IMO, its more convenient to pick up some cold beer on the way home and enjoy it on the porch while the AC chills things down.


If your schedule is consistent a standard programmable thermostat does the job for pretty cheap.

My Ecobee is convenient but will probably go back to an offline model when it dies or loses support. Once I dialed in my preferred schedule, I rarely touch it except to lock a set temperature when going out of town.


yup!!! but you also do not lose any sleep over aircon turning on your gas stove :)


I have a rule that I don't put in any smart devices that aren't at least as smart as a dumb device. They must do everything a dumb device can do when there is no internet.

I've had good luck with the TP-Link/Kasa/Tapo wall switches and bulbs.


I just use my hands to turn light switches on and off. Worked for 200 years so far and I see no sign of that ever changing.


When my dogs go outside at night, I turn on 4 lights with "Alexa, turn on the dogs lights." I'd have to go to my kitchen and garage to do that otherwise, and I certainly wouldn't have those sets of lights wired up in a circuit otherwise control in that arrangement.

The switches I buy, do all of the dumb stuff, plus more - and the "plus more" parts can be quite useful.


Network connected switches can be a reasonable compromise for a retrofit but if you're remodeling it's a much better idea to run data cabling instead of electrical to all the wall switches and install all the relays in a centralized location.


> I just use my hands to turn light switches on and off.

Difficult if you're not there though? Whereas a smart bulb/switch can turn it on when you're not there (crime deterrence) or when you're almost home (handy in hallway with no light.)

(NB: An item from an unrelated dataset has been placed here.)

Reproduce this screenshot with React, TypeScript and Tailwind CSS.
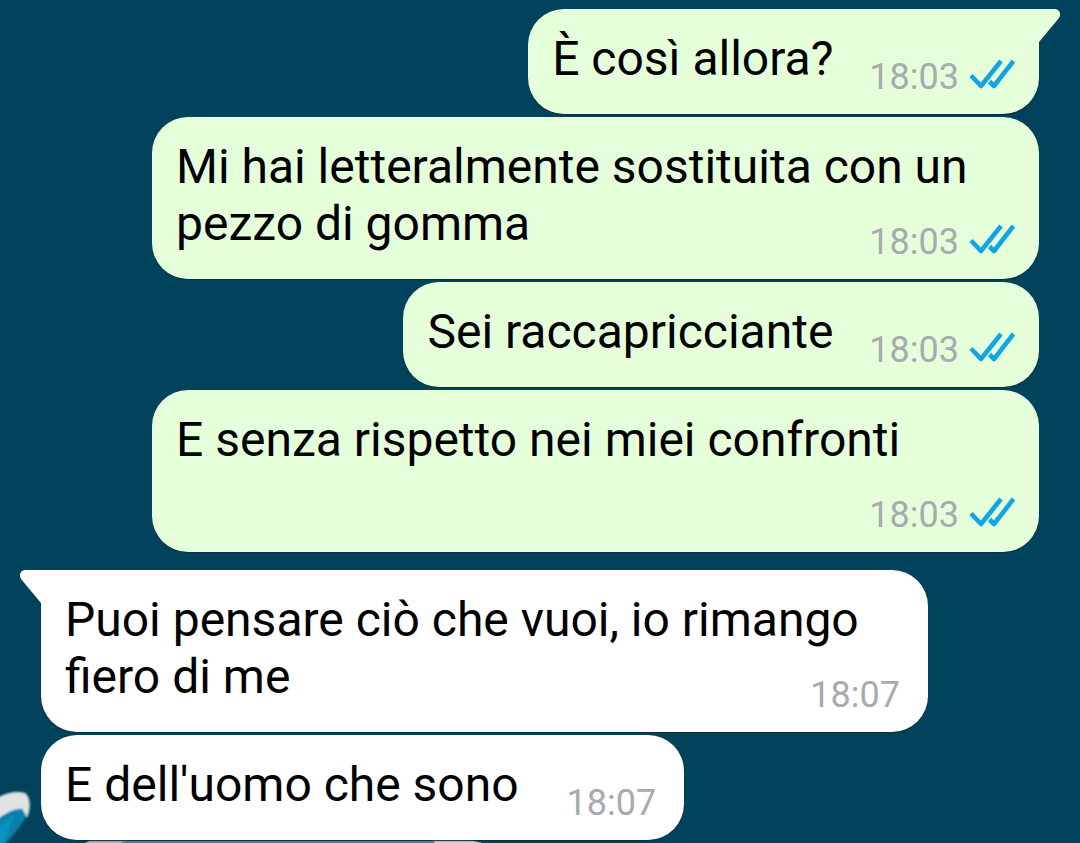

(Niche uses, perhaps, but "I just use my hands" is reductive silliness.)


Both of your use cases do not require any from of smart device and certainly no internet connection.

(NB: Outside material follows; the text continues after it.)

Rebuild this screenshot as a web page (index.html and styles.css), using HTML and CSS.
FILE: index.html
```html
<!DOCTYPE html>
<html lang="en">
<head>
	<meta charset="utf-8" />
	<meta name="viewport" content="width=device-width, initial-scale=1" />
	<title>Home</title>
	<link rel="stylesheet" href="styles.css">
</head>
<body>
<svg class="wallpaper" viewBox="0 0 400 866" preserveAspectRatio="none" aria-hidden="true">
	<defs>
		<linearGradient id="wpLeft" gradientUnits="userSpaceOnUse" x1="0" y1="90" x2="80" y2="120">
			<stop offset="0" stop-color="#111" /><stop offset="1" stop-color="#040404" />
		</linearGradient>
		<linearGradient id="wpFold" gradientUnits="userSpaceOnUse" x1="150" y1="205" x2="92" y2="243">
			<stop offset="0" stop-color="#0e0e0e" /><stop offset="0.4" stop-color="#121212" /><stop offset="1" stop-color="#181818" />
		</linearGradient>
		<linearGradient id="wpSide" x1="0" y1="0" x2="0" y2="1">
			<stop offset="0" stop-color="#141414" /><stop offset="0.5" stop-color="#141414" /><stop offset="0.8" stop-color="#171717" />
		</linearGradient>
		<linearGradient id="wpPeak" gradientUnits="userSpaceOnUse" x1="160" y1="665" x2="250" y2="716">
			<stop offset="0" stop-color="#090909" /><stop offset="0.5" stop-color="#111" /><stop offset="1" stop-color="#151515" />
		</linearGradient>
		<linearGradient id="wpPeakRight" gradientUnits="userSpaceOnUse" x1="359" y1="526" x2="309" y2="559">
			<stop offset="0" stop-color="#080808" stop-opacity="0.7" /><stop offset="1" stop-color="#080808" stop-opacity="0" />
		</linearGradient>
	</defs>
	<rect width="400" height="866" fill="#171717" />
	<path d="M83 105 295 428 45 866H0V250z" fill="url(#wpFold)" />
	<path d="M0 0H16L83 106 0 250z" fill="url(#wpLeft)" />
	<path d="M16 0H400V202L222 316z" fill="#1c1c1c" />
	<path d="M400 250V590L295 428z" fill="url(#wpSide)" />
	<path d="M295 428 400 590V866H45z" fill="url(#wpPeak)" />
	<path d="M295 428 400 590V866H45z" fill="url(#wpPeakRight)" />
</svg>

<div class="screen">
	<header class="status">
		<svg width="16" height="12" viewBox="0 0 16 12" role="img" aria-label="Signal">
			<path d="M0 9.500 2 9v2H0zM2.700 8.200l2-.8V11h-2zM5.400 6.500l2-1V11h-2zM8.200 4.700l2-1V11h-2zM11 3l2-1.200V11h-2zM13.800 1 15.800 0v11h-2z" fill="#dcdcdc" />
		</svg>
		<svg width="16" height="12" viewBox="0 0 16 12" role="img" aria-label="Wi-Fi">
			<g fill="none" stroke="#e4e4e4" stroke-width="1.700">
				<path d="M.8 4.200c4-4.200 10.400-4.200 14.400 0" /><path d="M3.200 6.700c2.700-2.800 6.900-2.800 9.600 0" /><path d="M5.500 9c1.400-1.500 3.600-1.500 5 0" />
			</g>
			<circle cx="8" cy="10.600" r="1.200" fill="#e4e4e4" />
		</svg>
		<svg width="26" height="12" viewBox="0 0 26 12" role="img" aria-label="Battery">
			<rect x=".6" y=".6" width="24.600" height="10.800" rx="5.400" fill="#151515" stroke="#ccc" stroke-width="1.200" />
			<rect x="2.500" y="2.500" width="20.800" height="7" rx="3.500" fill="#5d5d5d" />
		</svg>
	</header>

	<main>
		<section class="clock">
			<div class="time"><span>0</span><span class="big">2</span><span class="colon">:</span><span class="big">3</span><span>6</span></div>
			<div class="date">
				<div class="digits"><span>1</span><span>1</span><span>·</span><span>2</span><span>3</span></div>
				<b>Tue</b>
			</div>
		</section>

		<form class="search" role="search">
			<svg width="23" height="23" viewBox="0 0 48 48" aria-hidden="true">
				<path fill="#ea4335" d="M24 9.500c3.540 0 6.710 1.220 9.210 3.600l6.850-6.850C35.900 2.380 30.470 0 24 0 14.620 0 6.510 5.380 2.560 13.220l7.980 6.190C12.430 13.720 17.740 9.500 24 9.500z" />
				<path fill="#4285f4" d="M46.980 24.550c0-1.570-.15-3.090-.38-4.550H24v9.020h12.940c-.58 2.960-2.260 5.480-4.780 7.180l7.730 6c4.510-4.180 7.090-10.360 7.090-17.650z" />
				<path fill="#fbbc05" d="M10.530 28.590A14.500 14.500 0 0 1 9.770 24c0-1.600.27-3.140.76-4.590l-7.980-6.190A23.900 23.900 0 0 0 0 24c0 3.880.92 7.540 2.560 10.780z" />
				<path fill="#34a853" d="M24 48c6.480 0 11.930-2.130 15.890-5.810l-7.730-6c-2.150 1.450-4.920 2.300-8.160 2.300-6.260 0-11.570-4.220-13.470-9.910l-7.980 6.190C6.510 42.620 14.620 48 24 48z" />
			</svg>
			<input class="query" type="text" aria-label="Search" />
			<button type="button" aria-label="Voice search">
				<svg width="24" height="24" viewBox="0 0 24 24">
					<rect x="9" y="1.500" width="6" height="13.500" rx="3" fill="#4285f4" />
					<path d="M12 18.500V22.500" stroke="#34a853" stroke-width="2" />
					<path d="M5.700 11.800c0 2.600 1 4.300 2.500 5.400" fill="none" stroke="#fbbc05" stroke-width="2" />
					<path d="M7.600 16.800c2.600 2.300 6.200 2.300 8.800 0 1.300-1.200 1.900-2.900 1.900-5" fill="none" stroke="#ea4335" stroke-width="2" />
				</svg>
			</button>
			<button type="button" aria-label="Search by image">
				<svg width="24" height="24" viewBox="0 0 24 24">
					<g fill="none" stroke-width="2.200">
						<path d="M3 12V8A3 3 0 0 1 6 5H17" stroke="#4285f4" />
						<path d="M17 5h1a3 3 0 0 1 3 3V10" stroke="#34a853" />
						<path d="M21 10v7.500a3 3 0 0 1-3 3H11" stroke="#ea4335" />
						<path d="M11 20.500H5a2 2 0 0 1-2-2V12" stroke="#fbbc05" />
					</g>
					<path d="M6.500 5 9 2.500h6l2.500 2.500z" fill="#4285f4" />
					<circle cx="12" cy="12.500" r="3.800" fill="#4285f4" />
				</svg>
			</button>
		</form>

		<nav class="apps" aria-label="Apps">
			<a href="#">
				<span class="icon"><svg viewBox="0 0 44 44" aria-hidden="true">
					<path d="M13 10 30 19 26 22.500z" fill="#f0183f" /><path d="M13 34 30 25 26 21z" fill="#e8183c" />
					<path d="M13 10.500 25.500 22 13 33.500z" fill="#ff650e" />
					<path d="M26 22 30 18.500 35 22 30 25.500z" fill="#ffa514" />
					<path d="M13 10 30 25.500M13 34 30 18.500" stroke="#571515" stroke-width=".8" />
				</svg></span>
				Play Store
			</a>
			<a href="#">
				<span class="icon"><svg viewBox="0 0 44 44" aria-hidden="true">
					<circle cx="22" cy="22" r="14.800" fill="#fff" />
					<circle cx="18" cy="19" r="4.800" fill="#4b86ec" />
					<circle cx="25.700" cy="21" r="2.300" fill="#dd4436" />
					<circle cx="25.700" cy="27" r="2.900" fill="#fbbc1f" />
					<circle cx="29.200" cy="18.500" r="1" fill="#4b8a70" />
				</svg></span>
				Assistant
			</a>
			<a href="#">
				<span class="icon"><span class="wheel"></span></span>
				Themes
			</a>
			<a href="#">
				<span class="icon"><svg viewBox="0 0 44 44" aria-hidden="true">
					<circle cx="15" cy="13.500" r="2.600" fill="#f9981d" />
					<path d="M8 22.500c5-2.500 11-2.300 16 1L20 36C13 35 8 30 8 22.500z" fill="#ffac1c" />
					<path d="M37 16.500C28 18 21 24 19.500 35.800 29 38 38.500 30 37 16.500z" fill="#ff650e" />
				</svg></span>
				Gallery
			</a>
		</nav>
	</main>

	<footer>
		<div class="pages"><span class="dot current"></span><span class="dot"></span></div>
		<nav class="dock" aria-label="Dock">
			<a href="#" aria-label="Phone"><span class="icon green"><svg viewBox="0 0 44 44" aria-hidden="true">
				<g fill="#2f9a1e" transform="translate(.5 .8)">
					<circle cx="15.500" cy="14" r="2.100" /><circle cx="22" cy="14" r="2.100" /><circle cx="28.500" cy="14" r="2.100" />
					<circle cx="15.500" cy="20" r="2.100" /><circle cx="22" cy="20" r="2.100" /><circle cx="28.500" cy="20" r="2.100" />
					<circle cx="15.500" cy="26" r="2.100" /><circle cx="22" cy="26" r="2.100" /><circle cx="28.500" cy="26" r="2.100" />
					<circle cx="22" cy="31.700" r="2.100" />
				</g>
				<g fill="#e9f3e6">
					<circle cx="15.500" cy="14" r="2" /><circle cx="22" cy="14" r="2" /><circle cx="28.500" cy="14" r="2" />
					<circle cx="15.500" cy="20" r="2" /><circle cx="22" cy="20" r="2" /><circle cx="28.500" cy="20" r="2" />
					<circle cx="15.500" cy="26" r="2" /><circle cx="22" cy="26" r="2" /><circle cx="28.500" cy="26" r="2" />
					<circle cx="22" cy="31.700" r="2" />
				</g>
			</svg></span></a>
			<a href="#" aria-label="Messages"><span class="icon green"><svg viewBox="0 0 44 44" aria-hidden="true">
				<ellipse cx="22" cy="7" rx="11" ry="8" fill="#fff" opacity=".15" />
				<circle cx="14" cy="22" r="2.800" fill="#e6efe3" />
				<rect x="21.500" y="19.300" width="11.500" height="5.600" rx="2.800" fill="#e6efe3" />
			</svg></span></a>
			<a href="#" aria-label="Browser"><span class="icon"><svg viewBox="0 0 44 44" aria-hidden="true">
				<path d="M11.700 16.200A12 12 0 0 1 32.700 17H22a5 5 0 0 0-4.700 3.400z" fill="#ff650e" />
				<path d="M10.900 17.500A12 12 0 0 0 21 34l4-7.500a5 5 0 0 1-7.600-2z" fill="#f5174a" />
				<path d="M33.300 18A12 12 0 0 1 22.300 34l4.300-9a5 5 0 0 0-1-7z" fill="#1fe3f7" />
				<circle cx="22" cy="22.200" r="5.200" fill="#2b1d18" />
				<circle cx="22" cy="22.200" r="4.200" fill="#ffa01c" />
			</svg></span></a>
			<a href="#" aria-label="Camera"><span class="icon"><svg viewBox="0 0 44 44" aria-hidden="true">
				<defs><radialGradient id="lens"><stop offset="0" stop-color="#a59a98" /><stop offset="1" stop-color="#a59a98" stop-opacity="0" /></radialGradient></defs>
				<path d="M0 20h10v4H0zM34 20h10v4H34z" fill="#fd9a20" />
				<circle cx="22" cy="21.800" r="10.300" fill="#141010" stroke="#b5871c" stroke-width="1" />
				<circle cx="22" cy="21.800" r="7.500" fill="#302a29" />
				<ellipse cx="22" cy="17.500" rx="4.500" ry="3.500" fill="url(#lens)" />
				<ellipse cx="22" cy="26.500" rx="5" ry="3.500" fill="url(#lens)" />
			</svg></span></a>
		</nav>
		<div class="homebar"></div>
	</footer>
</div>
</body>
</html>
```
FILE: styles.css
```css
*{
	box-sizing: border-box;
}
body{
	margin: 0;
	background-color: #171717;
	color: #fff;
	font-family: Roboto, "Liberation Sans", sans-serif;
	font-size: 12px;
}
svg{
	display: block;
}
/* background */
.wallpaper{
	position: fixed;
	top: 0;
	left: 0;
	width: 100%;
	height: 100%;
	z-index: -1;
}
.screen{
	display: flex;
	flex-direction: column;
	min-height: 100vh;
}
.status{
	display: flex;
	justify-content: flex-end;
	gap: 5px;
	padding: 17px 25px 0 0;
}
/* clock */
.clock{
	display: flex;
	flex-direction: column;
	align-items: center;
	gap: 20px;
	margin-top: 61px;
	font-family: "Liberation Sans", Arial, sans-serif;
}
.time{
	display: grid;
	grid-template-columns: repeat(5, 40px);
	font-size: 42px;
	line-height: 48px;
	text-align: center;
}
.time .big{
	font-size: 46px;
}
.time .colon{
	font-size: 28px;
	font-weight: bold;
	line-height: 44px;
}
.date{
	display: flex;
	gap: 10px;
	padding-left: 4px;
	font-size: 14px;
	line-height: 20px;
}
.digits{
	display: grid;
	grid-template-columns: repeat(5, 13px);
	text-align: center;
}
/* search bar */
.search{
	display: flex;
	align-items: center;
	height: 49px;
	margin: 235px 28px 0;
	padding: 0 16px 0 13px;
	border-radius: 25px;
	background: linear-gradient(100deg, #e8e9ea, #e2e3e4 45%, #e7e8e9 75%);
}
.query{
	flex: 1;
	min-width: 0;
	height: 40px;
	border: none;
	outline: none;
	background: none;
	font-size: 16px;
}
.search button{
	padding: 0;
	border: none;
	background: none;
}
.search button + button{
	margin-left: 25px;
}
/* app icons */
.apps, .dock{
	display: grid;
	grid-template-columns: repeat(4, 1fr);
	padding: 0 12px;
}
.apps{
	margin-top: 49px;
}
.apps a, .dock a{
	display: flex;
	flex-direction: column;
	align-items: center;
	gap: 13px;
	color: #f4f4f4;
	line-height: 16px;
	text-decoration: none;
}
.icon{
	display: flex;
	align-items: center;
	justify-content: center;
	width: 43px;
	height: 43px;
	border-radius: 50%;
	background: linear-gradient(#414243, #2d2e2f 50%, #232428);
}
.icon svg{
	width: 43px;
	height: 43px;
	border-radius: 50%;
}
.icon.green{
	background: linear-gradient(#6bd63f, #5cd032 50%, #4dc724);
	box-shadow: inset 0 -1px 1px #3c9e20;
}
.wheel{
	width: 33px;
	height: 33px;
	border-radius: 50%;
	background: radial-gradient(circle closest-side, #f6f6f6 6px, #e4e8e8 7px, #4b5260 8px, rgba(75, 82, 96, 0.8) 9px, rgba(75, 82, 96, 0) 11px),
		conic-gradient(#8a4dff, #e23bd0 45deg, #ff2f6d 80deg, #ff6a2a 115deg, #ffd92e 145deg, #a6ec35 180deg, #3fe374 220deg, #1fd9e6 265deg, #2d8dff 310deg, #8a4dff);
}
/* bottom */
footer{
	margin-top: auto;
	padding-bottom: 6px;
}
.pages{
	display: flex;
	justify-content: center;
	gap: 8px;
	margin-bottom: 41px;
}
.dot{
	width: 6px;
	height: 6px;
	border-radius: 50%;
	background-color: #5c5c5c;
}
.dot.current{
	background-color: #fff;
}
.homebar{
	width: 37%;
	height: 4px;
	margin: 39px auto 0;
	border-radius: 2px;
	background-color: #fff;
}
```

In fact you could even use an simple analog switch if you want the lights to go on at certain times. And for the hallway I would suggest the tried and true motion sensor.

Sure for really complex logic and a lot of flexibility you might want an micro controller eventually but those are truly niche uses.

"Smart" devices are insanely overengineered for the simple problems they solve and the huge problems they can cause.


> And for the hallway I would suggest the tried and true motion sensor.

By the time I'm in the dark hallway, it's a bit late. "But just add a motion sensor outside!" Yeah, except this is a block of flats and you can't add stuff to the communal areas like that.

> if you want the lights to go on at certain times

I don't. I want the lights to go on -as if we were at home-. Which is "random times depending on which room and what people are doing and if there is cooking going on and ..." Home Assistant learns from smart bulb activations and can simulate our presence effectively.


> Difficult if you're not there though? Whereas a smart bulb/switch can turn it on when you're not there (crime deterrence)

This 24 hour timer can turn on two devices (lamps) on for whatever time interval you program, it’s $12: https://www.homedepot.com/p/Defiant-15-Amp-24-Hour-Indoor-Pl...

It consists of a mechanical timer, a dial, and a relay. It plugs into a receptacle. It does not require an internet connection.

> or when you're almost home (handy in hallway with no light.)

This wall switch occupancy sensor that can switch 2A (240 watts at 120V, more than enough for one hallway) is $23, it’s a decora device so figure $2 more for a 1-gang stainless decora wall plate (or less than buck if you go with plastic!): https://www.homedepot.com/p/Lutron-Maestro-Motion-Sensor-Swi...

Wall switch occ sensors get more expensive as the current they can switch gets higher, one that can do 6A is $87: https://www.homedepot.com/p/Lutron-Maestro-Dual-Tech-Motion-...

However, that much current can power (72) 10W LED recessed cans that each put out about ~1000 lumens. Or enough light for approximately 2400 square feet of interior space.

> (Niche uses, perhaps, but "I just use my hands" is reductive silliness.)

These are not niche functions, occupancy sensing and time of day scheduling are in basically every commercial lighting control system and fairly common in homes. They’re solved problems with cheap commodity devices available that don't require an internet connection.


[can't see any of the links because homedepot is blocking EU/UK]

> It consists of a mechanical timer, a dial, and a relay.

Great but it only works on fixed times. Which isn't what we want.

> This wall switch occupancy sensor

Would only work once we're inside. Which isn't what we want.

(And there's no possibility of putting one outside.)

> They’re solved problems with cheap commodity devices

For certain simplistic scenarios where things are easily installable, etc. Which is great! I'm not saying everyone should use smart things. Just pointing out, repeatedly, that the "cheap commodity devices" do not, and indeed cannot, perform the same functions as smart devices.


You’ve been turning lights on for 200 years?!


And I eat shits bigger than you for breakfast.


I don't even like icemakers in my refrigerators. Meanwhile, my parent's Samsung refrigerator keeps annoying them with ads on it's uselessly huge screen.




Which will just lead you to a lower quality smart device with the same pitfalls but less features a lot of the time.


I disagree with your point about quality, but I'll indulge you for the sake of discussion. Given the choice between "lower quality" that will always work, or convenient-until-inevitably-bricked, I'll always advocate for the former.


The question was about when they ask for a smart device specifically. Not when they ask for a dumb device. My comparison is NOT between smart vs non smart devices.


Sorry, I wasn't particularly clear. When someone asks me about smart devices, e.g. a washing machine, I really pressure them about why they need it to be smart, and encourage them to go dumb.